Task instructions — Everything from the first line of the data below through the line that contains "const [count, setCount]" should be written out exactly, please, and nothing more; the pictures stay out.

Supplied information —
## Begin

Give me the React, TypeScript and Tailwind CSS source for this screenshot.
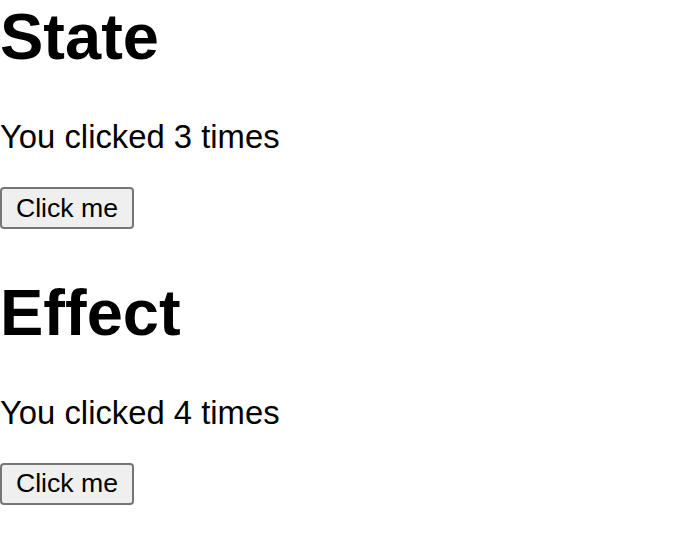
import React from 'react'

function Counter({title, initial, className}: {title: string; initial: number; className?: string}) {
  const [count, setCount] = React.useState(initial)

  return (
    <section className={className}>
      <h1 className="text-[65px] font-bold leading-[74px]">{title}</h1>
      <p className="mt-[44px] text-[32.8px] leading-[37px]">You clicked {count} times</p>
      <div className="mt-[32px] leading-[37px]">
        <button
          onClick={() => setCount(count + 1)}
          className="h-[42px] w-[134px] rounded-[4px] border-2 border-[#767676] bg-[#efefef] text-[26.67px] leading-[31px] text-black">
          Click me
        </button>
      </div>
    </section>
  )
}

export default function App() {
  return (
    <div className="bg-white text-black" style={{fontFamily: '"Liberation Sans", Arial, sans-serif'}}>
      <div className="flex flex-col">
        <Counter title="State" initial={3} />
        <Counter title="Effect" initial={4} className="mt-[46px]" />
      </div>
    </div>
  )
}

## End

Problem solution —
Give me the React, TypeScript and Tailwind CSS source for this screenshot.
import React from 'react'

function Counter({title, initial, className}: {title: string; initial: number; className?: string}) {
  const [count, setCount] = React.useState(initial)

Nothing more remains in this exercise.